# BRIEF:
Select from the records below every line that has the word "React" in it.

* Begin DATA EXCERPTS *

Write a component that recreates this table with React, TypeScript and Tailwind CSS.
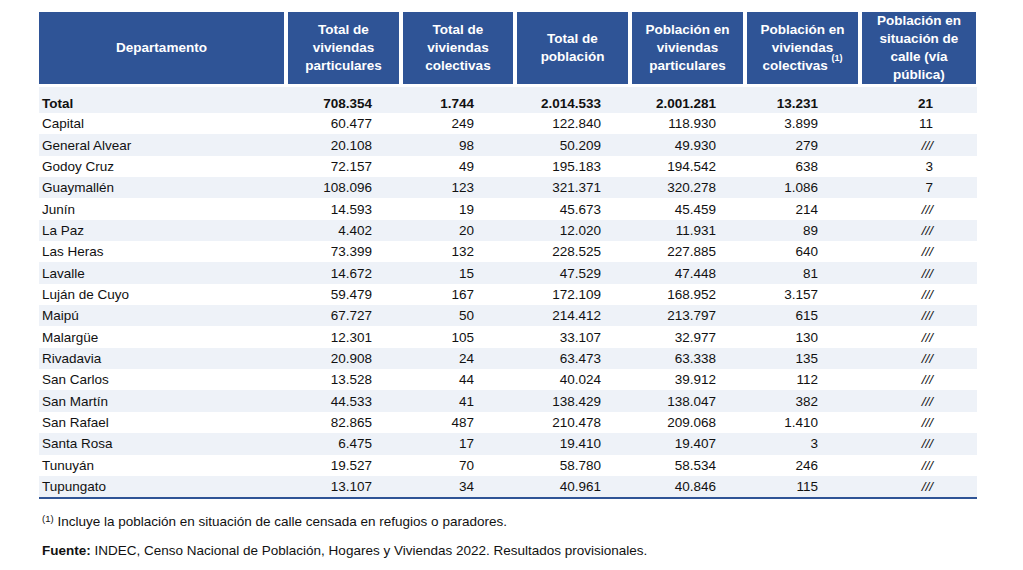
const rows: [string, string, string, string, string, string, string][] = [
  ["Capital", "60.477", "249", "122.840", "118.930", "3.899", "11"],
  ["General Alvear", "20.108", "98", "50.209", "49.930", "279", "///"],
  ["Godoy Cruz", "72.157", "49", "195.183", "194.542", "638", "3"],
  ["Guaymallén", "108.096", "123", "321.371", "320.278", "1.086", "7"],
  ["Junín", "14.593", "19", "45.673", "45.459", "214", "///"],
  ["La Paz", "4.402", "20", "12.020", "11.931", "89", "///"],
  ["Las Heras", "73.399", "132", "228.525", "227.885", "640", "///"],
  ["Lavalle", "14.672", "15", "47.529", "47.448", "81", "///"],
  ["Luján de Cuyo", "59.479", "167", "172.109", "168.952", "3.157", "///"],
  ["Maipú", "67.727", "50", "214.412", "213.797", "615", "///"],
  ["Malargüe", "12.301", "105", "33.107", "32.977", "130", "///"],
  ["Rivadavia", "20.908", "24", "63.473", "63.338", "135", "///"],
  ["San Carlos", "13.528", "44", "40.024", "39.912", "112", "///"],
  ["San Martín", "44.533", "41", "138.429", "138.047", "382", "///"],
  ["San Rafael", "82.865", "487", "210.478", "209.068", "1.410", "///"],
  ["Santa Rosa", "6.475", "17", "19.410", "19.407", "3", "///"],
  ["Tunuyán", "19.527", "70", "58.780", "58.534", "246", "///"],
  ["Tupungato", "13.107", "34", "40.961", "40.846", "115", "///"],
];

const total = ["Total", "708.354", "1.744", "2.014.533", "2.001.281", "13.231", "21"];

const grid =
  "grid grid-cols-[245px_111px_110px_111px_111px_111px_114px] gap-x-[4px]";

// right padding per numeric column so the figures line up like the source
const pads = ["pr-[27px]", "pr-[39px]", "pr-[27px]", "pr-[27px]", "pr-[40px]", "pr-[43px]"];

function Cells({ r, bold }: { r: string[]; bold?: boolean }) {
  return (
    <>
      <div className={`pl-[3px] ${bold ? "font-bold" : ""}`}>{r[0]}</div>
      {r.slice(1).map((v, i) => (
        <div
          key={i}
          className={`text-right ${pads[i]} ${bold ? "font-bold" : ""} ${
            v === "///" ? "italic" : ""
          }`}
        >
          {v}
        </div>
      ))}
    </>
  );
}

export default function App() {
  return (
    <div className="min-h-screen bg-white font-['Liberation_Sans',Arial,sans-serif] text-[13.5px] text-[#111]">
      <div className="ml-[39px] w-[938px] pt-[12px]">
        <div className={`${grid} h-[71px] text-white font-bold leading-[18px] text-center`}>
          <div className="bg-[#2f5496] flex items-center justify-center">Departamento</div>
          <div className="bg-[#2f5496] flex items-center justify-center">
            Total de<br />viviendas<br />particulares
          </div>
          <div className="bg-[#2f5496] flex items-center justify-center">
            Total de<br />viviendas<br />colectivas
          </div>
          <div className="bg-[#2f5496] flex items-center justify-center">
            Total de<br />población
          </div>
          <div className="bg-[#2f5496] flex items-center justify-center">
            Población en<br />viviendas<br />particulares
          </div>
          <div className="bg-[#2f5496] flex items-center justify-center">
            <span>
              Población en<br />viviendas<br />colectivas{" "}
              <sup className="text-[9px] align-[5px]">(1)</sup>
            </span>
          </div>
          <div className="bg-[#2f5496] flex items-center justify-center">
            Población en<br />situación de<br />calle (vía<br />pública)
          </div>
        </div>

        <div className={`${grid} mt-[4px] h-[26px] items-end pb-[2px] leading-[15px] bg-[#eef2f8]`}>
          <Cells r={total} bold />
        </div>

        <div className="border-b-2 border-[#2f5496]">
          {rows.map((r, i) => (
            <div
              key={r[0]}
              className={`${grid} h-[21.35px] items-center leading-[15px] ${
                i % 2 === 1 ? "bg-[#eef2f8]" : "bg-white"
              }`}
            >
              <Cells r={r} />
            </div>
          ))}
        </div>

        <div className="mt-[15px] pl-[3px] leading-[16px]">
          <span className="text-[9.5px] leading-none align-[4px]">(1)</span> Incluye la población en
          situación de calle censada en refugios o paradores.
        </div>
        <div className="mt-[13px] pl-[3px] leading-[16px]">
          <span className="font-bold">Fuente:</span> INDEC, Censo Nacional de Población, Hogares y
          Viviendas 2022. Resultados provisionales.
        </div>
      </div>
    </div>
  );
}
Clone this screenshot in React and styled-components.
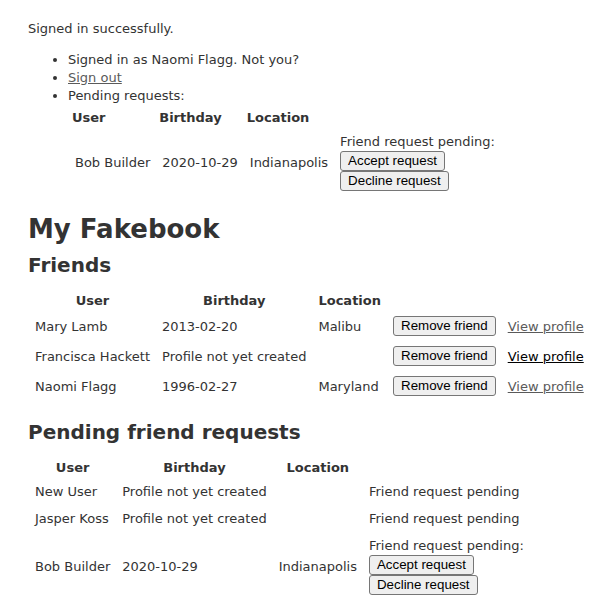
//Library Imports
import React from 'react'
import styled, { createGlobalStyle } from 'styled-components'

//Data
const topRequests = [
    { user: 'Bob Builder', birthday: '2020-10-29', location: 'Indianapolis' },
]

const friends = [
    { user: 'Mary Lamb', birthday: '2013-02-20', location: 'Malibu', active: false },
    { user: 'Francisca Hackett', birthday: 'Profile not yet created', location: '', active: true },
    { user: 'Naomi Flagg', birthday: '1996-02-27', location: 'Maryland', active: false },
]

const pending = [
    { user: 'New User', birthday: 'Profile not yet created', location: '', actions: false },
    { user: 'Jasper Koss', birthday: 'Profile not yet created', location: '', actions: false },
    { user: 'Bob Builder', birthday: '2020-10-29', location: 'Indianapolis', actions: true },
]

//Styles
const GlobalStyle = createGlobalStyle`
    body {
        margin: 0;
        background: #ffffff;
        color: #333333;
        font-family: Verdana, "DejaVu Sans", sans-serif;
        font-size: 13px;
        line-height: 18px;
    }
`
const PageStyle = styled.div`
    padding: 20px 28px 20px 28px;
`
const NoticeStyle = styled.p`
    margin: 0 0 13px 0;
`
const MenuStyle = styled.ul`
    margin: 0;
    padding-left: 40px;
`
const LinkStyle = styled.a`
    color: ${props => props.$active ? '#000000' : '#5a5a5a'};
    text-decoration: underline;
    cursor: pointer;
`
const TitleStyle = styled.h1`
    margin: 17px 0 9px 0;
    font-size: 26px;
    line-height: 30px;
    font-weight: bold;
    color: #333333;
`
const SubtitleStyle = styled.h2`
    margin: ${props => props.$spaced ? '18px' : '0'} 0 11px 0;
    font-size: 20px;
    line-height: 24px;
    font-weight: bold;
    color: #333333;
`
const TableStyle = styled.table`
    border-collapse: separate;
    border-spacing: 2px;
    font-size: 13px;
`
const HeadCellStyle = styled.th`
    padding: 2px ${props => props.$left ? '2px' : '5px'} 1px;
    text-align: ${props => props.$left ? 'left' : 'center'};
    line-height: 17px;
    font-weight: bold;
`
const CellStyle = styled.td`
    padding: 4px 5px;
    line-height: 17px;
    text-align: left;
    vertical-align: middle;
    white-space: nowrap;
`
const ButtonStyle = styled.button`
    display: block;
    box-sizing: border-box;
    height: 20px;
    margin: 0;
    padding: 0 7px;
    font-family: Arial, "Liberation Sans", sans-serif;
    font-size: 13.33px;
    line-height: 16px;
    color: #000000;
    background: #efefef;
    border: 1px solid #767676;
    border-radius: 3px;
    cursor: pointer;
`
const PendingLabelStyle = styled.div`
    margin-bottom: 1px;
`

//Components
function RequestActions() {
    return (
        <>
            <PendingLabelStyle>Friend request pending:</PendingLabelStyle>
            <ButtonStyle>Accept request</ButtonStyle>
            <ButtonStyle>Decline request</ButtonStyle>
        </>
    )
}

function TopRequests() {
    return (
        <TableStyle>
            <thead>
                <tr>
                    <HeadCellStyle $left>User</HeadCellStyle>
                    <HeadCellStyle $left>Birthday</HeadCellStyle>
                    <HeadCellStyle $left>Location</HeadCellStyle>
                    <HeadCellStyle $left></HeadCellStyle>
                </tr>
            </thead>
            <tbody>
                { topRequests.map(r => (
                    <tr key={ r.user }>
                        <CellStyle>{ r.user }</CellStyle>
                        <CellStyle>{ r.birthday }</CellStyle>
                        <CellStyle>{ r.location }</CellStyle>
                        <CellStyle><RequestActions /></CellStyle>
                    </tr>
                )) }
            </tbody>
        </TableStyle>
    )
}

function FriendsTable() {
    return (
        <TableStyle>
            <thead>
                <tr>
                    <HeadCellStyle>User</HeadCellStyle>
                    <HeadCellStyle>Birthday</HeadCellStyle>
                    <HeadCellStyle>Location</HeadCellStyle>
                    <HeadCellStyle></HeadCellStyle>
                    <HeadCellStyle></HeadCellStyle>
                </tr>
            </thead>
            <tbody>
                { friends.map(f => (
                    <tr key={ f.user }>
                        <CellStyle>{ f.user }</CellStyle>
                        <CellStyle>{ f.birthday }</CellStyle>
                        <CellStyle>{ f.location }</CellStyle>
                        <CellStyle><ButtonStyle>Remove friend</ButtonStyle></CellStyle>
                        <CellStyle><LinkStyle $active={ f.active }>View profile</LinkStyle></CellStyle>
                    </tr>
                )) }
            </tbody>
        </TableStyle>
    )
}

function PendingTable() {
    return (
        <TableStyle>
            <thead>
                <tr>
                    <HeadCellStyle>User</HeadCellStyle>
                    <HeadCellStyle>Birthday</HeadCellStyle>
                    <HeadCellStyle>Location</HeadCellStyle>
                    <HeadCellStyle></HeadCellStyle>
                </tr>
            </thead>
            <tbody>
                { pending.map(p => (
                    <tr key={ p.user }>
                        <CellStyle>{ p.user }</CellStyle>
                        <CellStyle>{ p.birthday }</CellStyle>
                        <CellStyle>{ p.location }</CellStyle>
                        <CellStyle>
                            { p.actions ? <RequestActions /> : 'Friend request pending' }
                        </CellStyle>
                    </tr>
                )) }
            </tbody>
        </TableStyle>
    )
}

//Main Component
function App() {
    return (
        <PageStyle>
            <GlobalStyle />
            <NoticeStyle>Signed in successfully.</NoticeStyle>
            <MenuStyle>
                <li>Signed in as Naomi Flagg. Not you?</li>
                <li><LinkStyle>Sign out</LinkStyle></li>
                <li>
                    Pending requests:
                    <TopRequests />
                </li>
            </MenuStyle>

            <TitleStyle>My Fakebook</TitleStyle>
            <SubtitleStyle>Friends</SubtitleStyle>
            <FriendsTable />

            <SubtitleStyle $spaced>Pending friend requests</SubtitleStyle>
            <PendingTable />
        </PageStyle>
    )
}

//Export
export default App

* End DATA EXCERPTS *

# FULL SOLUTION:
Write a component that recreates this table with React, TypeScript and Tailwind CSS.
Clone this screenshot in React and styled-components.
import React from 'react'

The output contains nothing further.